City to beef up listing of SOEs

SHANGHAI aims to float 80 percent of the business assets of state-owned enterprises on the stock market in three years, up from the current level of 25.5 percent, Vice Mayor Ai Baojun said yesterday.

"Shanghai will accelerate the process of listing SOEs in the stock market this year. It is a practical way to boost transparency in SOEs and raise their efficiency," Ai said during a live radio program in Shanghai.

More than 25 percent of the assets of SOEs in Shanghai have been listed by 2009, up 8 percentage points from a year earlier, Ai said.

Shanghai plans to establish an asset management company as early as March to accelerate the process of listing assets of SOEs, Ai said.

Shanghai started reforming SOEs in the early 1990s. After nearly two decades of restructuring, many SOEs in Shanghai such as Shanghai Automotive Industry Corp and Jin Jiang Group are strong enough to compete with global companies.

However, improvements can still be made to the management of some SOEs which face too much bureaucracy and are less market-oriented compared with foreign or private businesses.

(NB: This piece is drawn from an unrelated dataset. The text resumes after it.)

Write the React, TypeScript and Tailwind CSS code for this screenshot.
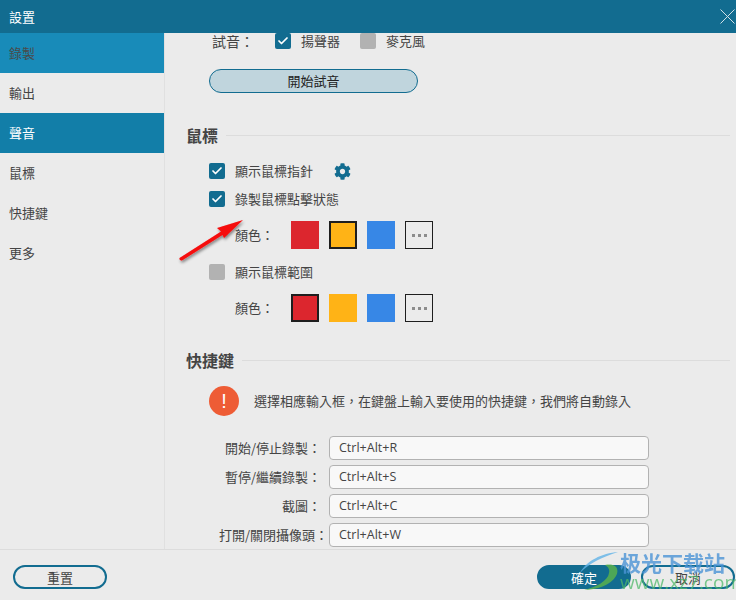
import React from 'react';
import { Check } from 'lucide-react';
import { FaCog } from 'react-icons/fa';

const navItems = [
  { label: '錄製', cls: 'bg-[#188bb9] text-[#4a4a4a]' },
  { label: '輸出', cls: 'text-[#444444]' },
  { label: '聲音', cls: 'bg-[#127ea8] text-white' },
  { label: '鼠標', cls: 'text-[#444444]' },
  { label: '快捷鍵', cls: 'text-[#444444]' },
  { label: '更多', cls: 'text-[#444444]' },
];

const hotkeys = [
  { label: '開始/停止錄製：', value: 'Ctrl+Alt+R', cls: 'mr-[8px]' },
  { label: '暫停/繼續錄製：', value: 'Ctrl+Alt+S', cls: 'mr-[8px]' },
  { label: '截圖：', value: 'Ctrl+Alt+C', cls: 'mr-[8px]' },
  { label: '打開/關閉攝像頭：', value: 'Ctrl+Alt+W', cls: 'mr-[1px]' },
];

const CheckBox = ({ on = true }: { on?: boolean }) => (
  <span className={`flex h-4 w-4 shrink-0 items-center justify-center rounded-[2px] ${on ? 'bg-[#126c90]' : 'bg-[#b2b2b2]'}`}>
    {on && <Check className="h-3 w-3 text-white" strokeWidth={3.5} />}
  </span>
);

const Swatches = ({ selected }: { selected: number }) => {
  const colors = ['bg-[#dc262e]', 'bg-[#ffb316]', 'bg-[#3787e6]'];
  return (
    <div className="flex gap-[10px]">
      {colors.map((c, i) => (
        <span key={c} className={`h-7 w-7 ${c} ${i === selected ? 'border-2 border-[#1e1e1e]' : ''}`} />
      ))}
      <span className="flex h-7 w-7 items-center justify-center gap-[3px] border border-[#1e1e1e]">
        <i className="h-[3px] w-[3px] bg-[#8c8c8c]" />
        <i className="h-[3px] w-[3px] bg-[#8c8c8c]" />
        <i className="h-[3px] w-[3px] bg-[#8c8c8c]" />
      </span>
    </div>
  );
};

const SectionTitle = ({ title }: { title: string }) => (
  <div className="-ml-px flex h-5 items-center gap-2 pr-[6px]">
    <h2 className="text-base font-bold text-[#444444]">{title}</h2>
    <span className="h-px flex-1 bg-[#dcdcdc]" />
  </div>
);

const PillButton = ({ label, cls }: { label: string; cls: string }) => (
  <button className={`h-6 w-[94px] rounded-full border-2 border-[#126c90] text-[13px] leading-none ${cls}`}>{label}</button>
);

export default function App() {
  return (
    <div
      className="relative flex h-[600px] w-[736px] flex-col overflow-hidden bg-[#ebebeb] text-[13px] text-[#444444]"
      style={{ fontFamily: '"Noto Sans CJK TC", "Noto Sans", sans-serif' }}
    >
      {/* Title bar */}
      <header className="flex h-[33px] shrink-0 items-center justify-between bg-[#126c90] pl-[9px] pr-[1px] text-white">
        <span>設置</span>
        <svg width="15" height="15" viewBox="0 0 15 15" className="text-[#cfe0e7]">
          <path d="M0.5 0.5 L14.5 14.5 M14.5 0.5 L0.5 14.5" stroke="currentColor" strokeWidth="1" />
        </svg>
      </header>

      <div className="flex min-h-0 flex-1">
        {/* Sidebar */}
        <nav className="w-[165px] shrink-0 border-r border-[#e0e0e0]">
          {navItems.map((item) => (
            <div key={item.label} className={`flex h-10 items-center pl-[9px] ${item.cls}`}>
              {item.label}
            </div>
          ))}
        </nav>

        {/* Settings content */}
        <main className="min-w-0 flex-1 pl-[22px]">
          <div className="flex h-4 items-center pl-[26px] leading-4">
            <span className="-ml-px w-[63px] text-sm leading-4">試音：</span>
            <CheckBox />
            <span className="ml-[10px] w-[59px]">揚聲器</span>
            <CheckBox on={false} />
            <span className="ml-[10px]">麥克風</span>
          </div>
          <button className="ml-[22px] mt-5 block h-6 w-[209px] rounded-full border border-[#126c90] bg-[#c0d5dd] pb-px text-[13px] leading-none text-[#222222]">
            開始試音
          </button>

          <div className="mt-[32px]">
            <SectionTitle title="鼠標" />
          </div>
          <div className="ml-[22px] mt-[18px] flex h-4 items-center gap-[10px]">
            <CheckBox />
            <span>顯示鼠標指針</span>
            <FaCog className="ml-[11px] h-[17px] w-[17px] text-[#126c90]" />
          </div>
          <div className="ml-[22px] mt-3 flex h-4 items-center gap-[10px]">
            <CheckBox />
            <span>錄製鼠標點擊狀態</span>
          </div>
          <div className="ml-[48px] mt-[14px] flex items-center">
            <span className="w-14">顏色：</span>
            <Swatches selected={1} />
          </div>
          <div className="ml-[22px] mt-[15px] flex h-4 items-center gap-[10px]">
            <CheckBox on={false} />
            <span>顯示鼠標範圍</span>
          </div>
          <div className="ml-[48px] mt-[14px] flex items-center">
            <span className="w-14">顏色：</span>
            <Swatches selected={0} />
          </div>

          <div className="mt-[28px]">
            <SectionTitle title="快捷鍵" />
          </div>
          <div className="ml-[22px] mt-[16px] flex items-center gap-[15px]">
            <span
              className="flex h-[30px] w-[30px] items-center justify-center rounded-full bg-[#ee5c35] text-xl leading-none text-white"
              style={{ fontFamily: '"Liberation Sans", sans-serif' }}
            >
              !
            </span>
            <span>選擇相應輸入框，在鍵盤上輸入要使用的快捷鍵，我們將自動錄入</span>
          </div>
          <div className="mt-5 flex flex-col gap-[5px]">
            {hotkeys.map((row) => (
              <div key={row.value} className="flex items-center">
                <div className="w-[142px] shrink-0 whitespace-nowrap text-right">
                  <span className={row.cls}>{row.label}</span>
                </div>
                <div
                  className="flex h-6 w-[320px] items-center rounded-[4px] border border-[#b2b2b2] bg-[#f8f8f8] pl-[9px] text-[12.5px] text-[#444444]"
                  style={{ fontFamily: '"Open Sans", sans-serif' }}
                >
                  {row.value}
                </div>
              </div>
            ))}
          </div>
        </main>
      </div>

      {/* Footer */}
      <footer className="flex h-[51px] shrink-0 items-start justify-between border-t border-[#dcdcdc] pl-[13px] pr-px pt-[15px]">
        <PillButton label="重置" cls="text-[#444444]" />
        <div className="flex gap-[10px]">
          <PillButton label="確定" cls="bg-[#126c90] text-white" />
          <PillButton label="取消" cls="text-[#444444]" />
        </div>
      </footer>

      {/* Red annotation arrow */}
      <svg className="pointer-events-none absolute left-[170px] top-[210px]" width="85" height="60" viewBox="170 210 85 60">
        <defs>
          <filter id="arrow-shadow" x="-20%" y="-20%" width="140%" height="150%">
            <feDropShadow dx="1" dy="2" stdDeviation="1.5" floodColor="#000000" floodOpacity="0.45" />
          </filter>
        </defs>
        <path
          d="M179.5 258 L221 231.5 L217 228 L243 220 L224 238 L222.5 235 L182 260.5 Q179 261 179.5 258 Z"
          fill="#f50a0a"
          filter="url(#arrow-shadow)"
        />
      </svg>

      {/* Site watermark */}
      <div className="pointer-events-none absolute left-[578px] top-[549px] h-[44px] w-[155px]">
        <svg className="absolute left-0 top-0 opacity-80" width="44" height="44" viewBox="0 0 44 44">
          <path d="M40 3 C24 4 8 12 2 24 C10 15 24 8 40 3 Z" fill="#62b4e8" />
          <path d="M27 16 C37 14 42 19 38 27 C33 36 18 41 6 41 C18 38 30 32 31 24 C32 20 30 18 27 16 Z" fill="#5cb54a" />
        </svg>
        <div className="absolute left-[42px] top-[1px] whitespace-nowrap text-[21px] font-bold leading-[24px] text-[#4c94d6] opacity-80">极光下载站</div>
        <div
          className="absolute left-[42px] top-[24px] whitespace-nowrap text-[19px] leading-[18px] text-[#4fb96a] opacity-75"
          style={{ fontFamily: '"Open Sans", sans-serif' }}
        >
          www.xz7.com
        </div>
      </div>
    </div>
  );
}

Addressing these problems, Ai said, the city may soon allow board members of SOEs to appoint senior executives to manage the enterprises, gradually shifting from the practice now of appointing someone chosen by the government.

He said the SOEs should play a key role in the city's economic transformation to a services-led growth model due to their huge weight in the local economy, more than 50 percent in terms of output.